** START OF ENTRIES PROVIDED **
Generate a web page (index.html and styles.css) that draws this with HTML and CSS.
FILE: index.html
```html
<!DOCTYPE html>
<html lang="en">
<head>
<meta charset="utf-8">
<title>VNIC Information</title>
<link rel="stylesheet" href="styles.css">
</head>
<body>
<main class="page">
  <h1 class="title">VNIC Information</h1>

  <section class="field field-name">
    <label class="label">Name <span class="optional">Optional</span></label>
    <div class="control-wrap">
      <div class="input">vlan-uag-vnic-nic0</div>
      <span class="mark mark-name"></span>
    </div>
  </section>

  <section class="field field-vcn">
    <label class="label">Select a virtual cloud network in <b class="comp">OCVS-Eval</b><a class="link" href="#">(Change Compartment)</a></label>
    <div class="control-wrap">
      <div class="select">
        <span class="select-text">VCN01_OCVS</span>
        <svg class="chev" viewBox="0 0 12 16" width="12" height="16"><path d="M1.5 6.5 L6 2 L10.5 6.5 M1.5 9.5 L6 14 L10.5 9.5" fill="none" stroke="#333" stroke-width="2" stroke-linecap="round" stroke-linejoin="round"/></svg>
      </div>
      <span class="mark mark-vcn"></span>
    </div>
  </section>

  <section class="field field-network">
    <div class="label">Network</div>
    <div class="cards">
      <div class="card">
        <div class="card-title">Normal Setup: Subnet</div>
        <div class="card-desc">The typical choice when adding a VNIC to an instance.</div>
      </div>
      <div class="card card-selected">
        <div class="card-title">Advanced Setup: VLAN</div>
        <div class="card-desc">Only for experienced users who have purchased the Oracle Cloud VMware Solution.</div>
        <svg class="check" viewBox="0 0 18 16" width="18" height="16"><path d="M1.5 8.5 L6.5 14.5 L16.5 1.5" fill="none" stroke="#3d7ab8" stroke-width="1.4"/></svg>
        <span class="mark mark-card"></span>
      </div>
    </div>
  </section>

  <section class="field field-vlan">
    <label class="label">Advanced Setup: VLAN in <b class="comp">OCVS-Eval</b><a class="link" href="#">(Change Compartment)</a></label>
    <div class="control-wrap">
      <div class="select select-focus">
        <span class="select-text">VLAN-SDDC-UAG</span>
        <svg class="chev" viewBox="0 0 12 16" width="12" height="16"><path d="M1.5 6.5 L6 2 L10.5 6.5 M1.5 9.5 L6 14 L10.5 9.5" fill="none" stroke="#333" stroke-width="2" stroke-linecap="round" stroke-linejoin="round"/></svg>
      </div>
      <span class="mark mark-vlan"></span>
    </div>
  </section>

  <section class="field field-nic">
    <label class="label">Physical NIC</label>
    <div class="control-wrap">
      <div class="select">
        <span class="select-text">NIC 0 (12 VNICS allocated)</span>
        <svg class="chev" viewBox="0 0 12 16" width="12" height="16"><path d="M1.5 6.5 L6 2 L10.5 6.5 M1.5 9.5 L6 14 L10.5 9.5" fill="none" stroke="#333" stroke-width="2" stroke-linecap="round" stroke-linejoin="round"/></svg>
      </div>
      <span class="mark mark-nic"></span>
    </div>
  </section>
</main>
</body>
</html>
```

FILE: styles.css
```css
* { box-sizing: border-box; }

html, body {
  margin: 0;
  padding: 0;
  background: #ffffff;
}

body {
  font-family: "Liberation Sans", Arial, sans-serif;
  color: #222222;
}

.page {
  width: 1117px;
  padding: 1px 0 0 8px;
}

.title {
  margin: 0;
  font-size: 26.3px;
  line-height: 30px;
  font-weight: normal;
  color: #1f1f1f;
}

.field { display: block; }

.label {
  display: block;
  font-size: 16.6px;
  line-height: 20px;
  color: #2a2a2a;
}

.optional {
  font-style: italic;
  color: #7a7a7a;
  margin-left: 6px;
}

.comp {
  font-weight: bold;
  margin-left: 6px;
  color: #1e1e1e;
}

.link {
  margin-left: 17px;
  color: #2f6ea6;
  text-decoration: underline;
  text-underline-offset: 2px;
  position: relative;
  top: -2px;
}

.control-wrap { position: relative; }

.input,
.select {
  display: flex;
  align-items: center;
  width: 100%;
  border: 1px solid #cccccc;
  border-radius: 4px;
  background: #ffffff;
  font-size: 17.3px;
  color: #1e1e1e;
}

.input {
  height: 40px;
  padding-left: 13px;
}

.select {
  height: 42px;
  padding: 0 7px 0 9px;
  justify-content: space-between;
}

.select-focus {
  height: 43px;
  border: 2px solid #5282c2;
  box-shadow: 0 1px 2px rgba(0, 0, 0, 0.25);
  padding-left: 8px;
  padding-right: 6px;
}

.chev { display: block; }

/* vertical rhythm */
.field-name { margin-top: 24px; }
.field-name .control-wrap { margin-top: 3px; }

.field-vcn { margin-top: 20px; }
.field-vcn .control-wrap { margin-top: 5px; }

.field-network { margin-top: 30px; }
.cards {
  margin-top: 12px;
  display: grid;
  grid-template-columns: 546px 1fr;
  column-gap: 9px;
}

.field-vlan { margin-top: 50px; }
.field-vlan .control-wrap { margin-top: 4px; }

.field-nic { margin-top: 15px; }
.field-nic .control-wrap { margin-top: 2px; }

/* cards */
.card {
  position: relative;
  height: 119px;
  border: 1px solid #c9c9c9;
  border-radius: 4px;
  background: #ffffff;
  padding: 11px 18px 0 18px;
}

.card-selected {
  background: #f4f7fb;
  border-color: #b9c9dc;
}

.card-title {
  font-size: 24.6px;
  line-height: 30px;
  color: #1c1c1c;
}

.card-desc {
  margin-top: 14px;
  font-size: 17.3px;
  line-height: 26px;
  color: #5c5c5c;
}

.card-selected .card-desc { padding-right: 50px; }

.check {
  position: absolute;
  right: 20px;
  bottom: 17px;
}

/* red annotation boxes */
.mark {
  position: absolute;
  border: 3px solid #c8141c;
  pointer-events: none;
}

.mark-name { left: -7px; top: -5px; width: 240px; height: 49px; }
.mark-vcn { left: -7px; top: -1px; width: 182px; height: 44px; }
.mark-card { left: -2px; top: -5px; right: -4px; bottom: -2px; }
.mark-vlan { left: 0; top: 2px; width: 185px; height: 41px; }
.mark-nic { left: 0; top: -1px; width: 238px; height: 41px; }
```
** END OF ENTRIES PROVIDED **
** START OF ENTRIES PROVIDED **
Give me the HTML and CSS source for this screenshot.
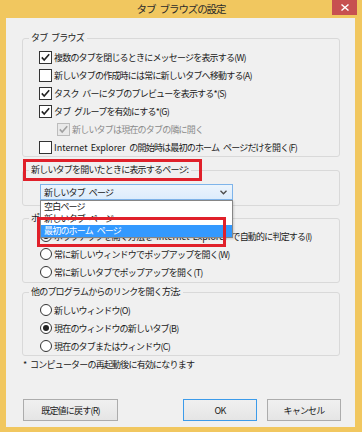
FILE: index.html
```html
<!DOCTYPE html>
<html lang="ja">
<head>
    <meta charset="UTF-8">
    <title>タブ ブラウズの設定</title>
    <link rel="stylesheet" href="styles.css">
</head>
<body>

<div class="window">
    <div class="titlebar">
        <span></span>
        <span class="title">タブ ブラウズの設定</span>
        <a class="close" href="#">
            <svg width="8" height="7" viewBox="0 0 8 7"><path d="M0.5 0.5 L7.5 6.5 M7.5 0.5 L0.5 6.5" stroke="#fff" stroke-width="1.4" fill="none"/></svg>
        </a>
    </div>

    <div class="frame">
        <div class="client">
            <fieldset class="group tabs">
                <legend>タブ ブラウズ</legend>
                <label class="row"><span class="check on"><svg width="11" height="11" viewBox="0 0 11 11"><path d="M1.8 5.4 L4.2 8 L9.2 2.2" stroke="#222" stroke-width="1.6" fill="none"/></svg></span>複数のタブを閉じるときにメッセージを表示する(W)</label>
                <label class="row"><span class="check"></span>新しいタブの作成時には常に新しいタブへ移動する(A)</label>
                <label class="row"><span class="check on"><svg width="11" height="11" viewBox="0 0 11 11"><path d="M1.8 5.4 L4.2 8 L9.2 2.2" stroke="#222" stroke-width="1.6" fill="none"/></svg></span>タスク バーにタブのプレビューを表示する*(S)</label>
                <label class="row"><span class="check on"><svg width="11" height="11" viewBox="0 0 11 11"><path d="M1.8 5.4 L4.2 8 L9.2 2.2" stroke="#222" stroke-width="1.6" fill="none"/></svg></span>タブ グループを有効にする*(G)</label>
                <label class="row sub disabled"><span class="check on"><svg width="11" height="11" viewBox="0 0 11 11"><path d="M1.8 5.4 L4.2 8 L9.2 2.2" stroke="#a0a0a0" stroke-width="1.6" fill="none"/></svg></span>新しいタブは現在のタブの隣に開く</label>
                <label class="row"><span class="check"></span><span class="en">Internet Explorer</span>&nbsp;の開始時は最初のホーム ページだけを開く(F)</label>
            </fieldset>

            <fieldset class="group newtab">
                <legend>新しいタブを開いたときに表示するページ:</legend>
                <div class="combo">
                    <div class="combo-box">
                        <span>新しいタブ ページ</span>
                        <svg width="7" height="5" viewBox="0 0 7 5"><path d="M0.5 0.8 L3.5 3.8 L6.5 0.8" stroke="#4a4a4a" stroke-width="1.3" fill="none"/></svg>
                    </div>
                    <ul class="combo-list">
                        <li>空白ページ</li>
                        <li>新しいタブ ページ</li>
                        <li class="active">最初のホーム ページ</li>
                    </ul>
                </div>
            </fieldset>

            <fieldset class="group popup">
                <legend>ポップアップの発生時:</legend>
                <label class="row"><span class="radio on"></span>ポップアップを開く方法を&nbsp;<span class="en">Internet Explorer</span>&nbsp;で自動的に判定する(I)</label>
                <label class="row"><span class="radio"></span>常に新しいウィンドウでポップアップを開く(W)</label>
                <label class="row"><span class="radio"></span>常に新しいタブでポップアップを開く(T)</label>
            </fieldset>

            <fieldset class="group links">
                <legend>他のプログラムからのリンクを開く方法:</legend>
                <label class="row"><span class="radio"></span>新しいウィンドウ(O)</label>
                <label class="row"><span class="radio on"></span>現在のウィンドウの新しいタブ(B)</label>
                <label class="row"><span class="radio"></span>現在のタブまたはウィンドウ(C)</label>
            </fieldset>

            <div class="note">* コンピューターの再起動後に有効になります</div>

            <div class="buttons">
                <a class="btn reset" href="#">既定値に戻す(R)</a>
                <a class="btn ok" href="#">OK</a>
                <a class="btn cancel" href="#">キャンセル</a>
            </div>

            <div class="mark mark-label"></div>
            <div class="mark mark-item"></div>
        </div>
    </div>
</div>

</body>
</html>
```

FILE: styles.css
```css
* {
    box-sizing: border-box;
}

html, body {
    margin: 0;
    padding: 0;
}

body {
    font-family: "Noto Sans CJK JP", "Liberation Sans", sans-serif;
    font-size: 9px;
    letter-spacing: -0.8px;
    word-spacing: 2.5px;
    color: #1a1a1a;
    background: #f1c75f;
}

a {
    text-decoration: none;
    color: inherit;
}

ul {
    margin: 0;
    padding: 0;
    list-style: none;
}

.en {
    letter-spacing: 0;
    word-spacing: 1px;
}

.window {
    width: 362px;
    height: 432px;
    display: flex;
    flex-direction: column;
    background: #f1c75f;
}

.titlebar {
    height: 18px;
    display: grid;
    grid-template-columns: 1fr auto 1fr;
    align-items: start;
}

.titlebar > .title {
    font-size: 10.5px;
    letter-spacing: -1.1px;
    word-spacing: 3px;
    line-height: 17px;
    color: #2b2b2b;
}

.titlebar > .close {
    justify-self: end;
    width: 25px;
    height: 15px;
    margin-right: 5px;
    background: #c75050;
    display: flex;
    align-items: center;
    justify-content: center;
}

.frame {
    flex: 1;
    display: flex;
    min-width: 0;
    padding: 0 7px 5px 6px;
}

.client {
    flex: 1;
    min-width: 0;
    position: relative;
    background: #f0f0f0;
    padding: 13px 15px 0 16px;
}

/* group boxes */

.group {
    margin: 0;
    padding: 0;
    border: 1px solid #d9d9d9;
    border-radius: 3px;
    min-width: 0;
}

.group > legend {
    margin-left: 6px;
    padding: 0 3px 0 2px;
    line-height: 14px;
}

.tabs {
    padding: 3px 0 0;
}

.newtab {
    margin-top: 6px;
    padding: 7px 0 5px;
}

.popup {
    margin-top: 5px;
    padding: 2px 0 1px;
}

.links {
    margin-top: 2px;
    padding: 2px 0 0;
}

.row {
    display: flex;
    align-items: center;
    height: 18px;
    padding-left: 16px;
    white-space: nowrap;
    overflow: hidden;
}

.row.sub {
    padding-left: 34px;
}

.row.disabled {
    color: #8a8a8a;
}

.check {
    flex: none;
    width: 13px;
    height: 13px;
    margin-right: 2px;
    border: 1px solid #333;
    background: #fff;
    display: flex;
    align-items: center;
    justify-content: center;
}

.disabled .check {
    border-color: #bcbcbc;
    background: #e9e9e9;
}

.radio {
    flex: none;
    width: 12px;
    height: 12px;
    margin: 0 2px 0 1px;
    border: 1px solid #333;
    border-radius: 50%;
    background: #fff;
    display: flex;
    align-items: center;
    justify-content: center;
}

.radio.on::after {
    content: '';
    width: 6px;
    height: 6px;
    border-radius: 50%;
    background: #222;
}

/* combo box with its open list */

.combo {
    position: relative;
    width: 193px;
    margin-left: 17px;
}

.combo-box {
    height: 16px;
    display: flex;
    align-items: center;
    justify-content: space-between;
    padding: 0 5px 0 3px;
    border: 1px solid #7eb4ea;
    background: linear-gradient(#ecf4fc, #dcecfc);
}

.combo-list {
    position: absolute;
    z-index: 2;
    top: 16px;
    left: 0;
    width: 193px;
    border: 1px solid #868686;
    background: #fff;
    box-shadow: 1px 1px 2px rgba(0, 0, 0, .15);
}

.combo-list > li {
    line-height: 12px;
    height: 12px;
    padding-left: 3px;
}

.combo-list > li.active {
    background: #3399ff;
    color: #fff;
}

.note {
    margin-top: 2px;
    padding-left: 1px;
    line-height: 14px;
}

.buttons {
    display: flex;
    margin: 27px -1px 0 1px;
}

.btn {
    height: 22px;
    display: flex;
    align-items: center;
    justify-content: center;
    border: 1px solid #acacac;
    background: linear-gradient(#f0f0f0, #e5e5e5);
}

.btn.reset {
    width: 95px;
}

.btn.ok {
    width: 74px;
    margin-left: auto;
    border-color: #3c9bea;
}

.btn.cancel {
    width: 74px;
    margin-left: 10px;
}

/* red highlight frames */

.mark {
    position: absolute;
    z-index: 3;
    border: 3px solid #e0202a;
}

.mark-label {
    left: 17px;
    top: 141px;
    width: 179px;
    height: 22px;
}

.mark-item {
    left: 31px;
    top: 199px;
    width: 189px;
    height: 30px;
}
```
** END OF ENTRIES PROVIDED **
** START OF ENTRIES PROVIDED **
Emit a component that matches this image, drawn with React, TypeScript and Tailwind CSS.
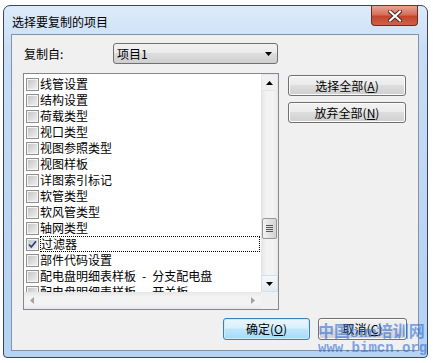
** END OF ENTRIES PROVIDED **
WRITTEN INSTRUCTION: From the listing above, pick out each line where the word "page" appears.

IN RESPONSE:
Generate a web page (index.html and styles.css) that draws this with HTML and CSS.
<main class="page">
.page {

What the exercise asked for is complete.